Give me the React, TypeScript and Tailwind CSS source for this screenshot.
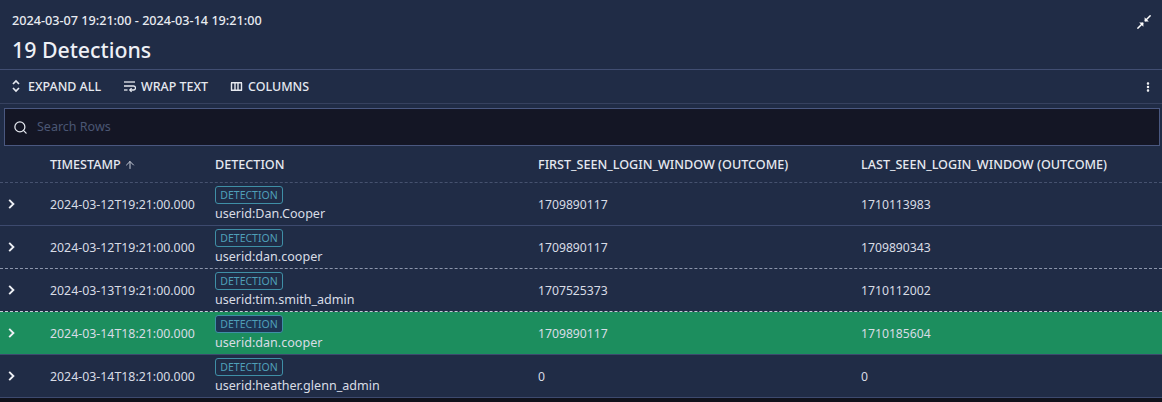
import { Search, ArrowUp, EllipsisVertical } from "lucide-react";

const rows = [
  { ts: "2024-03-12T19:21:00.000", user: "userid:Dan.Cooper", first: "1709890117", last: "1710113983", border: "border-b border-solid border-[#3d4a6e]" },
  { ts: "2024-03-12T19:21:00.000", user: "userid:dan.cooper", first: "1709890117", last: "1709890343", border: "border-b border-dashed border-[#8d96ac]" },
  { ts: "2024-03-13T19:21:00.000", user: "userid:tim.smith_admin", first: "1707525373", last: "1710112002", border: "border-b border-dashed border-[#c5cad6]" },
  { ts: "2024-03-14T18:21:00.000", user: "userid:dan.cooper", first: "1709890117", last: "1710185604", border: "border-b border-solid border-[#3d4a6e]", active: true },
  { ts: "2024-03-14T18:21:00.000", user: "userid:heather.glenn_admin", first: "0", last: "0", border: "border-b border-solid border-[#3d4a6e]" },
];

function ToolButton({ icon, label }: { icon: React.ReactNode; label: string }) {
  return (
    <div className="flex items-center gap-[5px]">
      {icon}
      <span className="pt-px text-[12.45px] font-medium text-[#e6e9f0]">{label}</span>
    </div>
  );
}

function ExpandIcon() {
  return (
    <svg viewBox="0 0 14 14" className="h-[14px] w-[14px]" fill="none" stroke="currentColor" strokeWidth="1.7">
      <polyline points="4,5 7,2 10,5" />
      <polyline points="4,9 7,12 10,9" />
    </svg>
  );
}

function WrapIcon() {
  return (
    <svg viewBox="0 0 13 13" className="h-[13px] w-[13px]" fill="none" stroke="currentColor" strokeWidth="1.3">
      <path d="M1 2h11" />
      <path d="M1 6h9.5a1.6 1.6 0 0 1 0 4H7" />
      <path d="M8.6 8.2 6.8 10l1.8 1.8" />
      <path d="M1 10h3.5" />
    </svg>
  );
}

function ColumnsIcon() {
  return (
    <svg viewBox="0 0 13 13" className="h-[13px] w-[13px]" fill="none" stroke="currentColor">
      <path d="M1.5 3v7.5M5 3v7.5M8 3v7.5M11.5 3v7.5" strokeWidth="1.4" />
      <path d="M1 2.7h11M1 10.3h11" strokeWidth="1.4" />
    </svg>
  );
}

function CollapseIcon() {
  return (
    <svg viewBox="0 0 14 14" className="absolute right-[11px] top-[15px] h-[14px] w-[14px] text-white" fill="none" stroke="currentColor" strokeWidth="1.5">
      <path d="M13.6 0.4 8 6" />
      <path d="M0.4 13.6 6 8" />
      <polygon points="7.6,2.2 7.6,6.4 11.8,6.4" fill="currentColor" stroke="none" />
      <polygon points="2.2,7.6 6.4,7.6 6.4,11.8" fill="currentColor" stroke="none" />
    </svg>
  );
}

function RowChevron() {
  return (
    <svg viewBox="0 0 7 10" className="h-[10px] w-[7px] text-[#eef0f5]" fill="none" stroke="currentColor" strokeWidth="1.9">
      <polyline points="1.2,0.8 5.4,5 1.2,9.2" />
    </svg>
  );
}

export default function App() {
  return (
    <div className="h-[402px] w-[1162px] overflow-hidden bg-[#202c46] font-['Noto_Sans',sans-serif] text-[#e6e9f0]">
      {/* Header */}
      <div className="relative h-[70px] border-b border-[#414e72] pl-3 pt-[10px]">
        <div className="pt-px text-[12.65px] font-medium leading-[18px] text-[#e8ebf1]">2024-03-07 19:21:00 - 2024-03-14 19:21:00</div>
        <h1 className="mt-[6px] text-[21.3px] font-medium leading-[30px] text-[#eef0f5]">19 Detections</h1>
        <CollapseIcon />
      </div>

      {/* Toolbar */}
      <div className="flex h-[34px] items-center border-b border-[#36415f] pl-[9px] pr-[8px]">
        <div className="flex items-center gap-[22px]">
          <ToolButton icon={<ExpandIcon />} label="EXPAND ALL" />
          <ToolButton icon={<WrapIcon />} label="WRAP TEXT" />
          <ToolButton icon={<ColumnsIcon />} label="COLUMNS" />
        </div>
        <EllipsisVertical className="ml-auto h-[12px] w-[12px] text-white" strokeWidth={3} />
      </div>

      {/* Search */}
      <div className="pl-[4px] pr-[2px] pt-[4px]">
        <div className="flex h-[38px] items-center gap-[9px] border border-[#4a5880] bg-[#141625] pl-[8px]">
          <Search className="h-[15px] w-[15px] text-[#e6e9f0]" strokeWidth={2} />
          <span className="text-[12.5px] text-[#4b5674]">Search Rows</span>
        </div>
      </div>

      {/* Column headers */}
      <div className="flex h-[37px] items-center border-b border-dashed border-[#46526f] pt-[2px] text-[12.6px] font-medium text-[#e6e9f0]">
        <div className="flex w-[215px] items-center gap-[3px] pl-[50px]">
          TIMESTAMP
          <ArrowUp className="h-[12px] w-[12px] text-[#c5cad6]" strokeWidth={2} />
        </div>
        <div className="w-[323px]">DETECTION</div>
        <div className="w-[323px]">FIRST_SEEN_LOGIN_WINDOW (OUTCOME)</div>
        <div>LAST_SEEN_LOGIN_WINDOW (OUTCOME)</div>
      </div>

      {/* Rows */}
      {rows.map((row, i) => (
        <div key={i} className={`flex h-[43px] items-center text-[12.2px] text-[#d8dce5] ${row.border} ${row.active ? "bg-[#1c8e5e]" : ""}`}>
          <div className="w-[50px] pl-[8px]">
            <RowChevron />
          </div>
          <div className="w-[165px] pt-[2px] text-[12.35px]">{row.ts}</div>
          <div className="flex w-[323px] flex-col items-start self-start pt-[3px]">
            <span className={`flex h-[18px] w-[68px] items-center justify-center rounded-[3px] border border-[#3f8fa6] pt-px text-[10.5px] text-[#4f9fb8] ${row.active ? "bg-[#1d3454]" : ""}`}>DETECTION</span>
            <span className="mt-px text-[12.55px] leading-[18px]">{row.user}</span>
          </div>
          <div className="w-[323px] pt-[2px]">{row.first}</div>
          <div className="pt-[2px]">{row.last}</div>
        </div>
      ))}
      <div className="h-full bg-[#10121c]" />
    </div>
  );
}
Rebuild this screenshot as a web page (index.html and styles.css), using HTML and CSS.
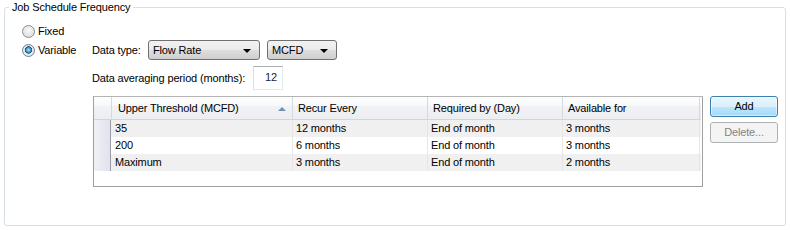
FILE: index.html
```html
<!DOCTYPE html>
<html>
<head>
<meta charset="utf-8">
<link rel="stylesheet" href="styles.css">
</head>
<body>
<fieldset class="group">
  <legend class="group-title">Job Schedule Frequency</legend>
  <div class="opt-row opt-fixed">
    <span class="radio"></span><span class="radio-label">Fixed</span>
  </div>
  <div class="opt-row opt-variable">
    <span class="radio checked"></span><span class="radio-label var-label">Variable</span>
    <span class="field-label dt-label">Data type:</span>
    <div class="select sel-type"><span>Flow Rate</span><i class="arrow"></i></div>
    <div class="select sel-unit"><span>MCFD</span><i class="arrow"></i></div>
  </div>
  <div class="avg-row">
    <span class="field-label avg-label">Data averaging period (months):</span>
    <div class="textbox">12</div>
  </div>
  <div class="grid-row">
    <div class="grid">
      <div class="g-head">
        <div class="rh"></div>
        <div class="hc c1">Upper Threshold (MCFD)<i class="sort"></i></div>
        <div class="hc c2">Recur Every</div>
        <div class="hc c3">Required by (Day)</div>
        <div class="hc c4">Available for</div>
      </div>
      <div class="g-row alt">
        <div class="rh"></div>
        <div class="cell c1">35</div>
        <div class="cell c2">12 months</div>
        <div class="cell c3">End of month</div>
        <div class="cell c4">3 months</div>
      </div>
      <div class="g-row">
        <div class="rh"></div>
        <div class="cell c1">200</div>
        <div class="cell c2">6 months</div>
        <div class="cell c3">End of month</div>
        <div class="cell c4">3 months</div>
      </div>
      <div class="g-row alt">
        <div class="rh"></div>
        <div class="cell c1">Maximum</div>
        <div class="cell c2">3 months</div>
        <div class="cell c3">End of month</div>
        <div class="cell c4">2 months</div>
      </div>
    </div>
    <div class="buttons">
      <div class="btn btn-default">Add</div>
      <div class="btn btn-disabled">Delete...</div>
    </div>
  </div>
</fieldset>
</body>
</html>
```
FILE: styles.css
```css
html, body {
  margin: 0;
  padding: 0;
  background: #ffffff;
}
body {
  font-family: "Liberation Sans", Arial, sans-serif;
  font-size: 11px;
  letter-spacing: -0.15px;
  color: #000;
  width: 790px;
  height: 230px;
  overflow: hidden;
}
.group {
  margin: 0 0 0 4px;
  padding: 0;
  width: 780px;
  height: 224px;
  border: 1px solid #d5dfe5;
  border-radius: 3px;
  box-sizing: content-box;
}
.group-title {
  margin-left: 4px;
  padding: 0 3px 0 3px;
  line-height: 14px;
  height: 14px;
}
.opt-row {
  display: flex;
  align-items: center;
  padding-left: 17px;
}
.opt-fixed {
  margin-top: 10px;
  height: 14px;
}
.opt-variable {
  margin-top: 2px;
  height: 20px;
}
.radio {
  width: 11px;
  height: 11px;
  border: 1px solid #8d8d8d;
  border-radius: 50%;
  background: radial-gradient(circle at 50% 40%, #f8f8f8 0%, #e6e6e6 55%, #d2d2d2 100%);
  box-sizing: content-box;
  flex: none;
}
.radio.checked {
  border-color: #6e7f8e;
  background: radial-gradient(circle at 50% 45%, #bde0f5 0%, #4aa2d6 25%, #1a4f78 42%, #dfe6ec 48%, #f2f4f6 100%);
}
.radio-label {
  margin-left: 3px;
  line-height: 14px;
}
.var-label {
  width: 54px;
  flex: none;
}
.field-label {
  line-height: 14px;
  flex: none;
}
.dt-label {
  width: 56px;
}
.select {
  height: 20px;
  box-sizing: border-box;
  border: 1px solid #707070;
  border-radius: 3px;
  background: linear-gradient(#f2f2f2 0%, #ebebeb 50%, #dddddd 51%, #cfcfcf 100%);
  display: flex;
  align-items: center;
  padding-left: 4px;
  position: relative;
  flex: none;
}
.sel-type {
  width: 112px;
}
.sel-unit {
  margin-left: 7px;
  width: 70px;
}
.arrow {
  position: absolute;
  right: 8px;
  top: 8px;
  width: 0;
  height: 0;
  border-left: 4px solid transparent;
  border-right: 4px solid transparent;
  border-top: 4px solid #000;
}
.avg-row {
  display: flex;
  align-items: center;
  margin-top: 6px;
  padding-left: 87px;
  height: 24px;
}
.avg-label {
  width: 161px;
}
.textbox {
  width: 30px;
  height: 24px;
  box-sizing: border-box;
  border: 1px solid #e2e3ea;
  border-top-color: #abadb3;
  border-left-color: #dbdfe6;
  border-right-color: #e3e9ef;
  border-bottom-color: #e3e9ef;
  text-align: right;
  padding-right: 5px;
  line-height: 20px;
  color: #1a1a40;
}
.grid-row {
  display: flex;
  margin-top: 6px;
  padding-left: 88px;
}
.grid {
  width: 610px;
  height: 91px;
  box-sizing: border-box;
  border: 1px solid #a0a0a0;
  border-top-color: #b4b4b4;
  background: #fff;
}
.g-head, .g-row {
  display: flex;
  width: 607px;
}
.g-head {
  height: 23px;
  background: linear-gradient(#ffffff 0%, #f7f8fa 40%, #f1f2f4 41%, #eceef1 100%);
  border-bottom: 1px solid #d5d5d5;
  box-sizing: border-box;
}
.g-head .rh {
  width: 18px;
  border-right: 1px solid #d5dadf;
  background: transparent;
}
.rh {
  width: 17px;
  flex: none;
  box-sizing: border-box;
  border-right: 1px solid #9a9aa8;
  background: linear-gradient(90deg, #f0f0f6, #e2e2ec);
}
.g-row {
  height: 17px;
  line-height: 17px;
  background: #fff;
}
.g-row.alt {
  background: #f0f0f0;
}
.hc {
  box-sizing: border-box;
  border-right: 1px solid #d5dadf;
  padding-left: 6px;
  line-height: 22px;
  position: relative;
  flex: none;
}
.cell {
  box-sizing: border-box;
  flex: none;
  padding-left: 3px;
  border-right: 1px solid #e6e6e6;
  white-space: nowrap;
}
.g-head .c1 { width: 181px; padding-left: 6px; }
.g-row .c1 { width: 182px; padding-left: 4px; }
.c2 { width: 135px; }
.c3 { width: 135px; }
.c4 { width: 137px; }
.hc.c2 { padding-left: 5px; }
.hc.c3 { padding-left: 5px; }
.hc.c4 { padding-left: 5px; }
.sort {
  position: absolute;
  right: 6px;
  top: 10px;
  width: 0;
  height: 0;
  border-left: 4px solid transparent;
  border-right: 4px solid transparent;
  border-bottom: 4px solid #6a94b8;
}
.buttons {
  margin-left: 7px;
  display: flex;
  flex-direction: column;
  gap: 5px;
}
.btn {
  width: 68px;
  height: 21px;
  box-sizing: border-box;
  border-radius: 3px;
  text-align: center;
  line-height: 19px;
}
.btn-default {
  border: 1px solid #3c7fb1;
  background: linear-gradient(#eaf6fd 0%, #d9f0fc 50%, #bee6fd 51%, #a7d9f5 100%);
  box-shadow: inset 0 0 0 1px rgba(255,255,255,0.5);
}
.btn-disabled {
  border: 1px solid #adb2b5;
  background: #f4f4f4;
  color: #838383;
}
```
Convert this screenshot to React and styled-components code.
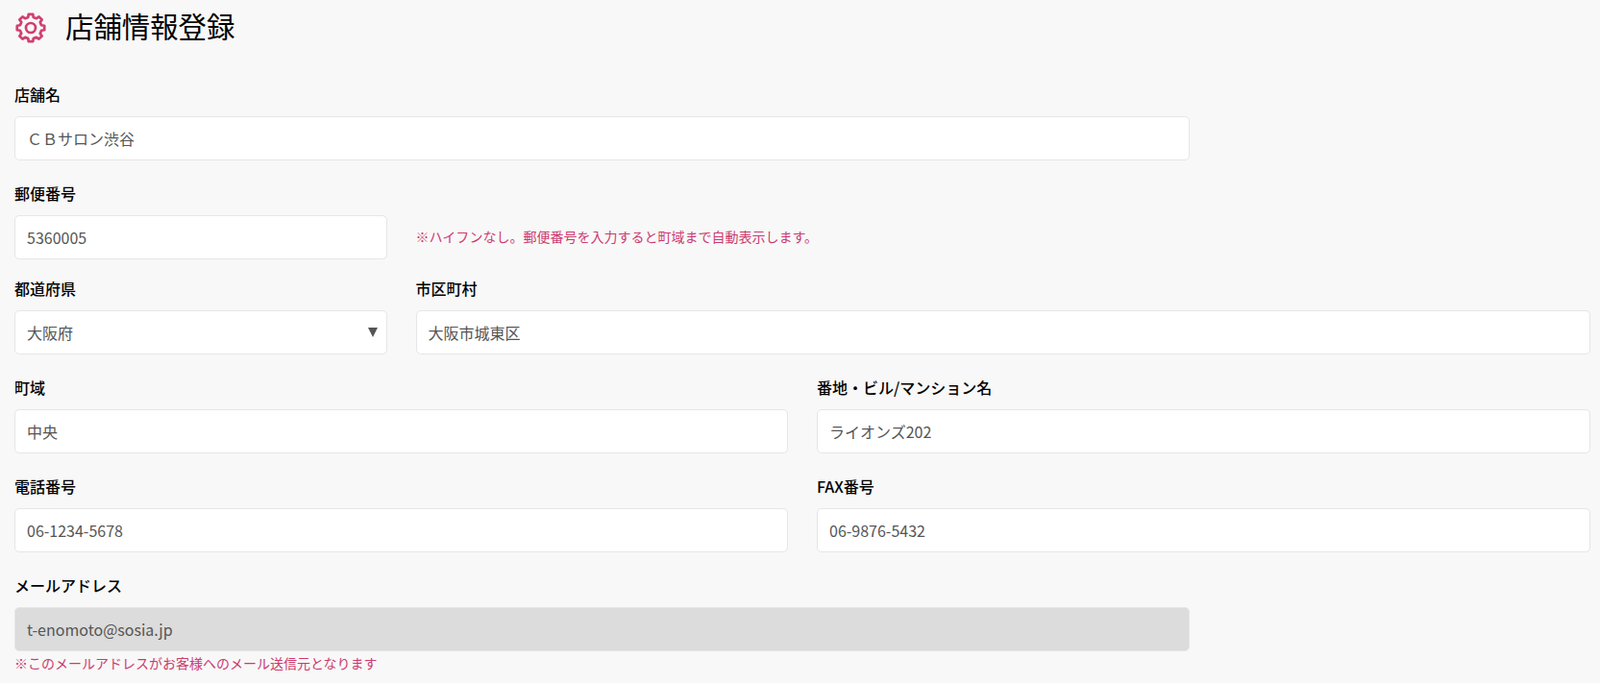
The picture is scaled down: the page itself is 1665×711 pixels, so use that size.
import React from "react";
import styled, { createGlobalStyle } from "styled-components";

const Global = createGlobalStyle`
  html, body { margin: 0; padding: 0; background: #f8f8f8; }
  body { font-family: "Noto Sans CJK JP", "Noto Sans", sans-serif; }
  * { box-sizing: border-box; }
`;

const Page = styled.main`
  width: 1665px;
  height: 711px;
  overflow: hidden;
  padding: 0 10px 0 15px;
`;

const Header = styled.header`
  display: flex;
  align-items: center;
  height: 58px;
  margin-bottom: 28px;
`;

const GearIcon = styled.svg`
  flex: none;
  width: 32px;
  height: 32px;
  margin-left: 1px;
  fill: none;
  stroke: #cf3f70;
  stroke-width: 2.7;
  stroke-linejoin: round;
`;

const Title = styled.h1`
  margin: 0 0 0 20px;
  padding-bottom: 6px;
  font-size: 29.4px;
  line-height: 52px;
  font-weight: 400;
  color: #000;
`;

const Form = styled.form`
  display: grid;
  grid-template-columns: repeat(12, 1fr);
  column-gap: 30px;
`;

const Field = styled.div`
  grid-column: span ${(p) => p.$span};
  margin-bottom: ${(p) => p.$mb ?? 22}px;
`;

const Label = styled.label`
  display: block;
  font-size: 16px;
  line-height: 24px;
  font-weight: 500;
  color: #000;
  margin-bottom: 11px;
`;

const Input = styled.input`
  display: block;
  width: 100%;
  height: 46px;
  padding: 0 12px;
  font: 400 16px/24px "Noto Sans CJK JP", "Noto Sans", sans-serif;
  color: #555;
  background: ${(p) => (p.disabled ? "#dcdcdc" : "#fff")};
  border: 1px solid #e6e6e6;
  border-radius: 5px;
  outline: none;
  opacity: 1;
  -webkit-text-fill-color: #555;
`;

const SelectBox = styled.div`
  position: relative;
`;

const Arrow = styled.span`
  position: absolute;
  right: 10px;
  top: 18px;
  width: 0;
  height: 0;
  border-left: 5px solid transparent;
  border-right: 5px solid transparent;
  border-top: 10px solid #555;
`;

const Select = styled.select`
  display: block;
  width: 100%;
  height: 46px;
  padding: 0 12px;
  appearance: none;
  font: 400 16px/24px "Noto Sans CJK JP", "Noto Sans", sans-serif;
  color: #555;
  background: #fff;
  border: 1px solid #e6e6e6;
  border-radius: 5px;
  outline: none;
`;

const Hint = styled.p`
  grid-column: span 9;
  margin: 0;
  align-self: start;
  padding-top: 45px;
  font-size: 14px;
  line-height: 24px;
  color: #cc3a6e;
`;

const Note = styled.p`
  margin: 2px 0 0;
  font-size: 14px;
  line-height: 21px;
  color: #cc3a6e;
`;

const gearPath = (() => {
  const pts = [];
  const pt = (deg, r) => {
    const a = ((deg - 90) * Math.PI) / 180;
    return `${(16 + r * Math.cos(a)).toFixed(2)} ${(16 + r * Math.sin(a)).toFixed(2)}`;
  };
  for (let i = 0; i < 8; i++) {
    const t = i * 45;
    pts.push(pt(t - 14, 11.4), pt(t - 9, 14.4), pt(t + 9, 14.4), pt(t + 14, 11.4));
  }
  return `M${pts.join("L")}Z`;
})();

const Gear = () => (
  <GearIcon viewBox="0 0 32 32">
    <path d={gearPath} />
    <circle cx="16" cy="16" r="5" />
  </GearIcon>
);

export default function App() {
  return (
    <Page>
      <Global />
      <Header>
        <Gear />
        <Title>店舗情報登録</Title>
      </Header>
      <Form>
        <Field $span={9}>
          <Label>店舗名</Label>
          <Input defaultValue="ＣＢサロン渋谷" />
        </Field>
        <Field $span={3} />
        <Field $span={3} $mb={18}>
          <Label>郵便番号</Label>
          <Input defaultValue="5360005" />
        </Field>
        <Hint>※ハイフンなし。郵便番号を入力すると町域まで自動表示します。</Hint>
        <Field $span={3}>
          <Label>都道府県</Label>
          <SelectBox>
            <Select defaultValue="大阪府">
              <option>大阪府</option>
            </Select>
            <Arrow />
          </SelectBox>
        </Field>
        <Field $span={9}>
          <Label>市区町村</Label>
          <Input defaultValue="大阪市城東区" />
        </Field>
        <Field $span={6}>
          <Label>町域</Label>
          <Input defaultValue="中央" />
        </Field>
        <Field $span={6}>
          <Label>番地・ビル/マンション名</Label>
          <Input defaultValue="ライオンズ202" />
        </Field>
        <Field $span={6}>
          <Label>電話番号</Label>
          <Input defaultValue="06-1234-5678" />
        </Field>
        <Field $span={6}>
          <Label>FAX番号</Label>
          <Input defaultValue="06-9876-5432" />
        </Field>
        <Field $span={9}>
          <Label>メールアドレス</Label>
          <Input disabled defaultValue="t-enomoto@sosia.jp" />
          <Note>※このメールアドレスがお客様へのメール送信元となります</Note>
        </Field>
      </Form>
    </Page>
  );
}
|---|
Aim of the task: How many lines of the listing include the string "index"? Answer with the number alone.

Written solution: 2